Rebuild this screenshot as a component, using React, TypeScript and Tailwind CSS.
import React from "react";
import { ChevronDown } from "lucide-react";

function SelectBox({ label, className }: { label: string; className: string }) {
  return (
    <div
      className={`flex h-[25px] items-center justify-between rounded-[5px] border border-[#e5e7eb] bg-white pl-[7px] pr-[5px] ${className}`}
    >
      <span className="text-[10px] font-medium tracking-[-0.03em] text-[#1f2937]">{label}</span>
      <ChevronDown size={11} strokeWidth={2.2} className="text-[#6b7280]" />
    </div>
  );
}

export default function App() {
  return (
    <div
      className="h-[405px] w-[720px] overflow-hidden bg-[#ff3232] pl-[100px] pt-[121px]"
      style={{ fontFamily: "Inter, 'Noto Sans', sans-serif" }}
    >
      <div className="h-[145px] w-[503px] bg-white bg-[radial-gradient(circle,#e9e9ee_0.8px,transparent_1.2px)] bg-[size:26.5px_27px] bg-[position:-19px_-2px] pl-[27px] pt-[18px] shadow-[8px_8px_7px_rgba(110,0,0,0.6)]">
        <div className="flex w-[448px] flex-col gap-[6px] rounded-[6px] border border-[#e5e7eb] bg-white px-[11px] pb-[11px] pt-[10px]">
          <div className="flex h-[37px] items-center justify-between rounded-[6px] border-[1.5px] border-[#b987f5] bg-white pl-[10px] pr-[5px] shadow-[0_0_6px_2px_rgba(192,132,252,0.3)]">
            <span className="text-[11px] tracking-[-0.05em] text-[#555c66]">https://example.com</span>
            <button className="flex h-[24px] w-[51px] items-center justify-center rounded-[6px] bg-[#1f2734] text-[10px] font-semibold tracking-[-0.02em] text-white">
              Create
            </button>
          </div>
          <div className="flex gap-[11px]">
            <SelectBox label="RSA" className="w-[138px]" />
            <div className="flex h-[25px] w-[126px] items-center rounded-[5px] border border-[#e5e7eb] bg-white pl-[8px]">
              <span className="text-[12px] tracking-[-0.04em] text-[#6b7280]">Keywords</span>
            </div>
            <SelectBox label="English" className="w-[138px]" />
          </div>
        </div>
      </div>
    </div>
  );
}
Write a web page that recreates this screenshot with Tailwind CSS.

§ **TASK BRIEF**
Give back the whole listing exactly as it reads.

§ **WRITTEN SOLUTION**
Rebuild this screenshot as a component, using React, TypeScript and Tailwind CSS.
import React from "react";
import { ChevronDown } from "lucide-react";

function SelectBox({ label, className }: { label: string; className: string }) {
  return (
    <div
      className={`flex h-[25px] items-center justify-between rounded-[5px] border border-[#e5e7eb] bg-white pl-[7px] pr-[5px] ${className}`}
    >
      <span className="text-[10px] font-medium tracking-[-0.03em] text-[#1f2937]">{label}</span>
      <ChevronDown size={11} strokeWidth={2.2} className="text-[#6b7280]" />
    </div>
  );
}

export default function App() {
  return (
    <div
      className="h-[405px] w-[720px] overflow-hidden bg-[#ff3232] pl-[100px] pt-[121px]"
      style={{ fontFamily: "Inter, 'Noto Sans', sans-serif" }}
    >
      <div className="h-[145px] w-[503px] bg-white bg-[radial-gradient(circle,#e9e9ee_0.8px,transparent_1.2px)] bg-[size:26.5px_27px] bg-[position:-19px_-2px] pl-[27px] pt-[18px] shadow-[8px_8px_7px_rgba(110,0,0,0.6)]">
        <div className="flex w-[448px] flex-col gap-[6px] rounded-[6px] border border-[#e5e7eb] bg-white px-[11px] pb-[11px] pt-[10px]">
          <div className="flex h-[37px] items-center justify-between rounded-[6px] border-[1.5px] border-[#b987f5] bg-white pl-[10px] pr-[5px] shadow-[0_0_6px_2px_rgba(192,132,252,0.3)]">
            <span className="text-[11px] tracking-[-0.05em] text-[#555c66]">https://example.com</span>
            <button className="flex h-[24px] w-[51px] items-center justify-center rounded-[6px] bg-[#1f2734] text-[10px] font-semibold tracking-[-0.02em] text-white">
              Create
            </button>
          </div>
          <div className="flex gap-[11px]">
            <SelectBox label="RSA" className="w-[138px]" />
            <div className="flex h-[25px] w-[126px] items-center rounded-[5px] border border-[#e5e7eb] bg-white pl-[8px]">
              <span className="text-[12px] tracking-[-0.04em] text-[#6b7280]">Keywords</span>
            </div>
            <SelectBox label="English" className="w-[138px]" />
          </div>
        </div>
      </div>
    </div>
  );
}
Write a web page that recreates this screenshot with Tailwind CSS.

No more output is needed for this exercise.